§ Exercise instructions
Copy out the data below as written; omit any images.
## begin
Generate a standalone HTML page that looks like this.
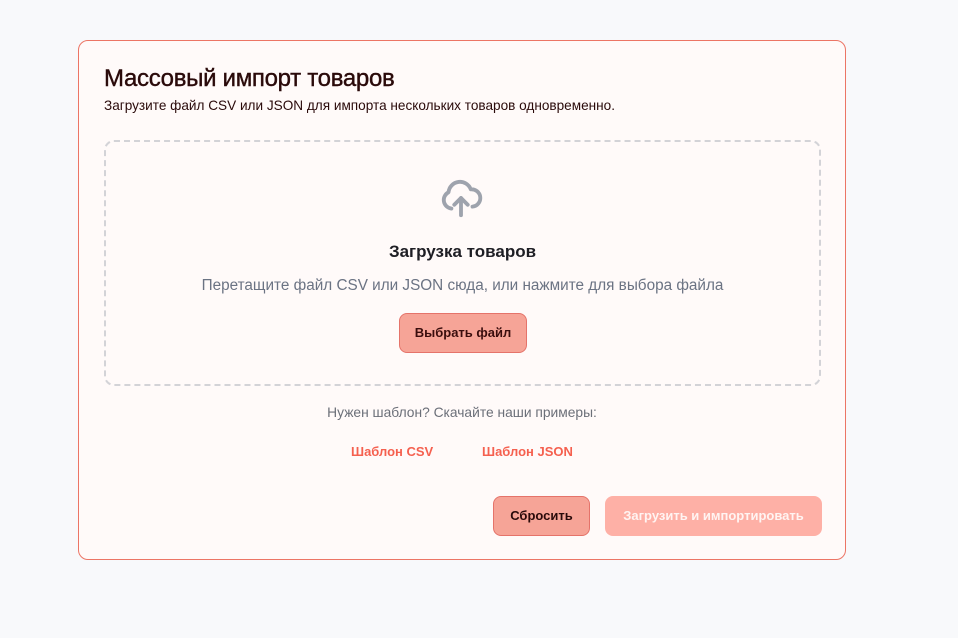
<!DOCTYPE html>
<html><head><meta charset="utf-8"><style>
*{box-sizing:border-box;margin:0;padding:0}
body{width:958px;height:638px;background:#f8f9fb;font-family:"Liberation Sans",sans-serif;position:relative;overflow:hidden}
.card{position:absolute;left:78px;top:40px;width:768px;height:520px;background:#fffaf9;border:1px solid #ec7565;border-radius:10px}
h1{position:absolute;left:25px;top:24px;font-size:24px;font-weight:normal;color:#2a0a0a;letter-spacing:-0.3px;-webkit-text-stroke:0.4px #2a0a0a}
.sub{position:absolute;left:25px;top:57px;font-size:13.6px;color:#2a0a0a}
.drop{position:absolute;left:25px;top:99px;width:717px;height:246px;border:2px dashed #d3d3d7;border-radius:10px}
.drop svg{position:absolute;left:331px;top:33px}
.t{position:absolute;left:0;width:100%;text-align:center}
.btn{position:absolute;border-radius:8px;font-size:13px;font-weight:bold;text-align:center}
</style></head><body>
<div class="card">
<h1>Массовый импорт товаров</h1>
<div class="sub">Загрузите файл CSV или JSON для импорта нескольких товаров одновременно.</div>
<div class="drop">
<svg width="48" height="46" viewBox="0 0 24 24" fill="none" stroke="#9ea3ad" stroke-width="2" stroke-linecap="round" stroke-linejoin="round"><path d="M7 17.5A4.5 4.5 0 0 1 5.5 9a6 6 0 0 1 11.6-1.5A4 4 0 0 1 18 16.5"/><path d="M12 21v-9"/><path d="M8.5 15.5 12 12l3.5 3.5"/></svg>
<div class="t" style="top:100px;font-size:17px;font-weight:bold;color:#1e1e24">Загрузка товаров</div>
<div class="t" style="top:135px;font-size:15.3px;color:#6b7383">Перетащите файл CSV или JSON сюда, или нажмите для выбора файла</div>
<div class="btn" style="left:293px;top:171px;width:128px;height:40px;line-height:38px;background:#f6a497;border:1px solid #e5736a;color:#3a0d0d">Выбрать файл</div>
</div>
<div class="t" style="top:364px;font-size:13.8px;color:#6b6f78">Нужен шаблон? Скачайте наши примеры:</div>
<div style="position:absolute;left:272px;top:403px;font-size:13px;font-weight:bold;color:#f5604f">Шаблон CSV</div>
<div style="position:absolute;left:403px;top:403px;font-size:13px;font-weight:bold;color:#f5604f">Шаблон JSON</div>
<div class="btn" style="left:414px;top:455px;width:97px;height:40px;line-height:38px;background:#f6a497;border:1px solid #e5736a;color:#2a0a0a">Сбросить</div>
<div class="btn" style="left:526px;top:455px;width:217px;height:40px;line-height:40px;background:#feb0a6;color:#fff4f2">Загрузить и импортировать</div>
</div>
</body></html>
## end
§ The completed task
Generate a standalone HTML page that looks like this.
<!DOCTYPE html>
<html><head><meta charset="utf-8"><style>
*{box-sizing:border-box;margin:0;padding:0}
body{width:958px;height:638px;background:#f8f9fb;font-family:"Liberation Sans",sans-serif;position:relative;overflow:hidden}
.card{position:absolute;left:78px;top:40px;width:768px;height:520px;background:#fffaf9;border:1px solid #ec7565;border-radius:10px}
h1{position:absolute;left:25px;top:24px;font-size:24px;font-weight:normal;color:#2a0a0a;letter-spacing:-0.3px;-webkit-text-stroke:0.4px #2a0a0a}
.sub{position:absolute;left:25px;top:57px;font-size:13.6px;color:#2a0a0a}
.drop{position:absolute;left:25px;top:99px;width:717px;height:246px;border:2px dashed #d3d3d7;border-radius:10px}
.drop svg{position:absolute;left:331px;top:33px}
.t{position:absolute;left:0;width:100%;text-align:center}
.btn{position:absolute;border-radius:8px;font-size:13px;font-weight:bold;text-align:center}
</style></head><body>
<div class="card">
<h1>Массовый импорт товаров</h1>
<div class="sub">Загрузите файл CSV или JSON для импорта нескольких товаров одновременно.</div>
<div class="drop">
<svg width="48" height="46" viewBox="0 0 24 24" fill="none" stroke="#9ea3ad" stroke-width="2" stroke-linecap="round" stroke-linejoin="round"><path d="M7 17.5A4.5 4.5 0 0 1 5.5 9a6 6 0 0 1 11.6-1.5A4 4 0 0 1 18 16.5"/><path d="M12 21v-9"/><path d="M8.5 15.5 12 12l3.5 3.5"/></svg>
<div class="t" style="top:100px;font-size:17px;font-weight:bold;color:#1e1e24">Загрузка товаров</div>
<div class="t" style="top:135px;font-size:15.3px;color:#6b7383">Перетащите файл CSV или JSON сюда, или нажмите для выбора файла</div>
<div class="btn" style="left:293px;top:171px;width:128px;height:40px;line-height:38px;background:#f6a497;border:1px solid #e5736a;color:#3a0d0d">Выбрать файл</div>
</div>
<div class="t" style="top:364px;font-size:13.8px;color:#6b6f78">Нужен шаблон? Скачайте наши примеры:</div>
<div style="position:absolute;left:272px;top:403px;font-size:13px;font-weight:bold;color:#f5604f">Шаблон CSV</div>
<div style="position:absolute;left:403px;top:403px;font-size:13px;font-weight:bold;color:#f5604f">Шаблон JSON</div>
<div class="btn" style="left:414px;top:455px;width:97px;height:40px;line-height:38px;background:#f6a497;border:1px solid #e5736a;color:#2a0a0a">Сбросить</div>
<div class="btn" style="left:526px;top:455px;width:217px;height:40px;line-height:40px;background:#feb0a6;color:#fff4f2">Загрузить и импортировать</div>
</div>
</body></html>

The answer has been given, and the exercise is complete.